Memang menurut bahasa Yunani ada empat kata untuk kata “kasih/ cinta”. Agape adalah kasih yang tak bersyarat, eros adalah kasih yang menginginkan, philia adalah kasih antara sahabat/ saudara, dan storge adalah ungkapan kasih kodrati, seperti antara orang tua kepada anak (namun ungkapan yang keempat ini jarang digunakan dalam karya tulis kuno). Tentang eros, philia dan agape, kami mengacu kepada surat ensiklik pertama dari Paus Benediktus XVI, yang berjudul Deus Caritas est (DCe)- God is Love:

Jika dilihat dari pengertian dasarnya, menurut Paus Benediktus XVI, eros adalah kasih antara pria dan wanita di mana kasih tersebut tidak direncanakan ataupun diinginkan, namun sepertinya tertanam di dalam diri manusia itu. Sedangkan philia adalah kasih persahabatan yang sering dipakai untuk menggambarkan kasih antara Kristus dan para murid-Nya, dan agape adalah kasih menurut pengertian Kristiani (lih. DCe, 3), yang mengacu kepada kasih yang rela berkorban (lih. DCe, 7). Paus Benediktus mengatakan bahwa menurut Perjanjian Lama bahasa Yunani, kata ‘eros‘ hanya tertulis dua kali, sedangkan dalam Perjanjian Baru, kata eros sama sekali tidak digunakan.

Menurut pengertian Yunani, eros artinya adalah “divine madness“, namun penerjemahannya di dalam agama Yunani adalah dengan praktek prostitusi dalam kuil- kuil mereka, di mana manusia seolah- olah dijadikan alat untuk memancing kegairahan “divine madness” tersebut. Maka di sini terlihat bahwa makna eros perlu dimurnikan, jika ingin dikembalikan ke makna aslinya, yang dalam konteks rohani mengacu kepada suatu pengalaman puncak dari keberadaan kita manusia, yaitu persatuan dengan Tuhan, keinginan yang telah tertanam dalam diri manusia.

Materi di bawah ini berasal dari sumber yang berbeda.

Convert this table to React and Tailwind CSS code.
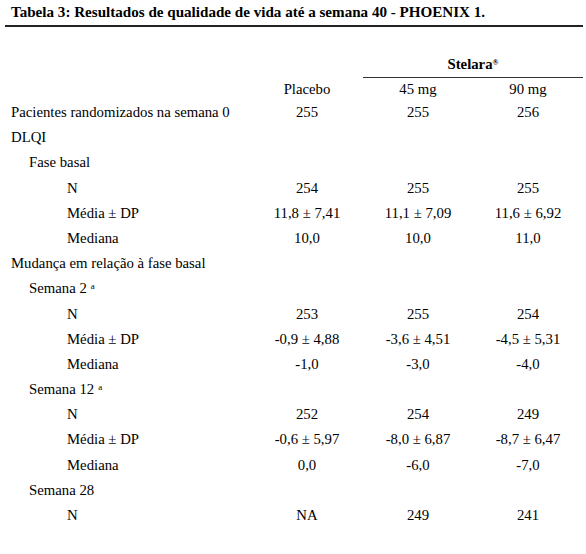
const rows = [
  { label: 'Pacientes randomizados na semana 0', level: 0, v: ['255', '255', '256'] },
  { label: 'DLQI', level: 0 },
  { label: 'Fase basal', level: 1 },
  { label: 'N', level: 2, v: ['254', '255', '255'] },
  { label: 'Média ± DP', level: 2, v: ['11,8 ± 7,41', '11,1 ± 7,09', '11,6 ± 6,92'] },
  { label: 'Mediana', level: 2, v: ['10,0', '10,0', '11,0'] },
  { label: 'Mudança em relação à fase basal', level: 0 },
  { label: 'Semana 2', sup: 'a', level: 1 },
  { label: 'N', level: 2, v: ['253', '255', '254'] },
  { label: 'Média ± DP', level: 2, v: ['-0,9 ± 4,88', '-3,6 ± 4,51', '-4,5 ± 5,31'] },
  { label: 'Mediana', level: 2, v: ['-1,0', '-3,0', '-4,0'] },
  { label: 'Semana 12', sup: 'a', level: 1 },
  { label: 'N', level: 2, v: ['252', '254', '249'] },
  { label: 'Média ± DP', level: 2, v: ['-0,6 ± 5,97', '-8,0 ± 6,87', '-8,7 ± 6,47'] },
  { label: 'Mediana', level: 2, v: ['0,0', '-6,0', '-7,0'] },
  { label: 'Semana 28', level: 1 },
  { label: 'N', level: 2, v: ['NA', '249', '241'] },
]

const indent = ['pl-[6px]', 'pl-[24px]', 'pl-[62px]']

function Row({ label, sup, level, v }) {
  return (
    <div className="flex h-[25.2px] items-center">
      <div className={`w-[246px] ${indent[level]}`}>
        {label}
        {sup && <sup className="ml-[4px] text-[9px]">{sup}</sup>}
      </div>
      {v && (
        <>
          <div className="w-[112px] text-center">{v[0]}</div>
          <div className="w-[110px] text-center">{v[1]}</div>
          <div className="w-[110px] text-center">{v[2]}</div>
        </>
      )}
    </div>
  )
}

export default function App() {
  return (
    <div className="w-[586px] h-[554px] bg-white text-black text-[14.75px] font-['Liberation_Serif',serif] pl-[5px] overflow-hidden">
      <div className="w-[578px]">
        <div className="h-[25px] leading-[25px] pl-[6px] font-bold text-[15.1px] whitespace-nowrap">
          Tabela 3: Resultados de qualidade de vida até a semana 40 - PHOENIX 1.
        </div>
        <div className="h-[1.5px] bg-[#222]" />
        <div className="flex h-[51.5px]">
          <div className="w-[358px]" />
          <div className="w-[220px] flex flex-col justify-end">
            <div className="text-center font-bold pb-[3px] leading-[20px]">
              Stelara<sup className="text-[8px] font-bold">®</sup>
            </div>
            <div className="h-[1.5px] bg-[#333]" />
          </div>
        </div>
        <div className="flex h-[21.5px] items-center">
          <div className="w-[246px]" />
          <div className="w-[112px] text-center">Placebo</div>
          <div className="w-[110px] text-center">45 mg</div>
          <div className="w-[110px] text-center">90 mg</div>
        </div>
        {rows.map((r, i) => (
          <Row key={i} {...r} />
        ))}
      </div>
    </div>
  )
}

Maka konsep pengertian eros menyatakan adanya hubungan antara kasih dan Tuhan; dan karena manusia terdiri dari tubuh dan jiwa, maka untuk mengasihi Tuhan juga dibutuhkan keterlibatan tubuh dan jiwa. Pandangan ini memurnikan kesalahan pandangan umum yang ada dewasa ini, yang mereduksi eros menjadi “seks saja” atau yang lama kelamaan menuju kepada ekstrim yang lain yaitu kebencian terhadap apa yang berkaitan dengan tubuh manusia. Iman Kristiani tidak mengajarkan demikian, sebab manusia memang terdiri dari tubuh dan jiwa yang spiritual, dan untuk dapat mengasihi Tuhan, diperlukan jalan ‘eros‘ yang menanjak menuju Tuhan, yang melibatkan penyangkalan diri/ pengorbanan, pemurnian dan pemulihan. (lih. DCe 5)

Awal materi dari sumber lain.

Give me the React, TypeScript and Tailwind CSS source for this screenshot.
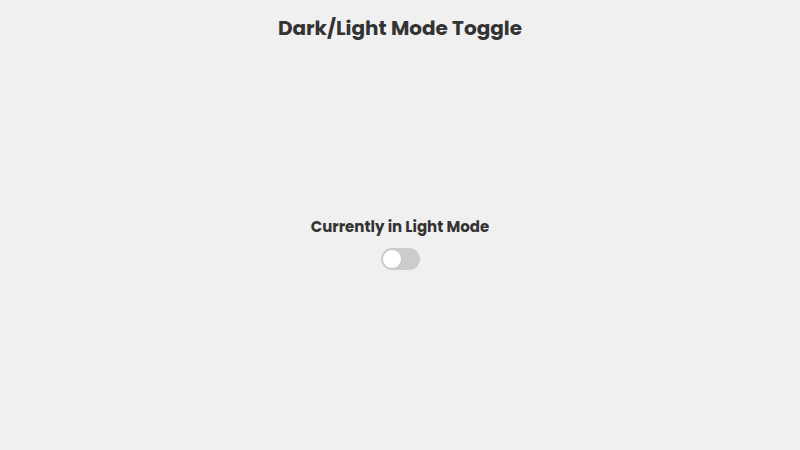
import { useState } from 'react';

export default function App() {
  const [dark, setDark] = useState(false);

  return (
    <div
      className={`h-[450px] w-full flex flex-col items-center ${dark ? 'bg-[#222] text-[#f0f0f0]' : 'bg-[#f0f0f0] text-[#333]'}`}
      style={{ fontFamily: 'Poppins, Inter, "Liberation Sans", sans-serif' }}
    >
      <h1 className="mt-[13px] text-[20px] leading-[30px] font-bold">Dark/Light Mode Toggle</h1>

      <div className="flex-1 flex flex-col items-center justify-center pb-[7px]">
        <h2 className="text-[15px] leading-[22px] font-bold">
          Currently in {dark ? 'Dark' : 'Light'} Mode
        </h2>
        <button
          type="button"
          onClick={() => setDark(!dark)}
          className={`mt-[10px] w-[39px] h-[22px] rounded-full p-[2px] flex items-center ${dark ? 'bg-[#2196f3] justify-end' : 'bg-[#ccc] justify-start'}`}
        >
          <span className="w-[18px] h-[18px] rounded-full bg-white block" />
        </button>
      </div>
    </div>
  );
}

Dalam Kitab Kidung Agung, dituliskan kata kasih dengan istilah dodim -yang artinya kasih yang tak menentu, yang mencari-cari- dan ahaba (keduanya adalah kata Ibrani) yang diterjemahkan dalam versi Yunani menjadi agape. Agape ini kemudian menjadi istilah tipikal dalam Kitab Suci untuk menggambarkan kasih yang tidak lagi tidak menentu, sebab kasih ini tertuju kepada pengenalan akan diri orang yang dikasihi, melebihi perhatian ataupun kesenangan sendiri. Agape menginginkan kebaikan bagi orang yang dikasihi, dan keinginan untuk berkorban baginya (lih. DCe 6).

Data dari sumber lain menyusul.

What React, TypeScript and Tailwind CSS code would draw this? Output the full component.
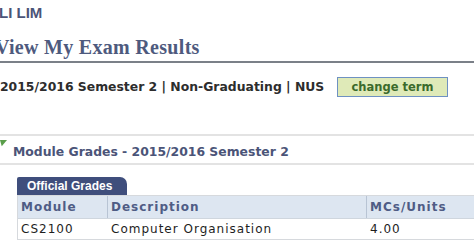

Jadi eros dan agape menggambarkan realitas kasih yang tidak terpisahkan.  Kasih tidak bisa selalu memberi (agape) tetapi juga menerima (eros). Mereka yang ingin memberi kasih harus juga menerima kasih (lih. DCe 7) Pada Tuhan, kasih eros-Nya kepada manusia juga adalah kasih yang total agape. Kasih Tuhan yang membara kepada manusia adalah juga kasih-Nya yang mengampuni. Kasih Allah yang sedemikian kepada manusia digambarkan sebagai kasih antara mempelai pria dan wanita, seperti tertulis dalam kitab Kidung Agung, yaitu bahwa manusia dapat masuk ke dalam kesatuan dengan Tuhan, “Tetapi siapa yang mengikatkan dirinya pada Tuhan, menjadi satu roh dengan Dia.” (1 Kor 6:17) (lih. DCe, 10)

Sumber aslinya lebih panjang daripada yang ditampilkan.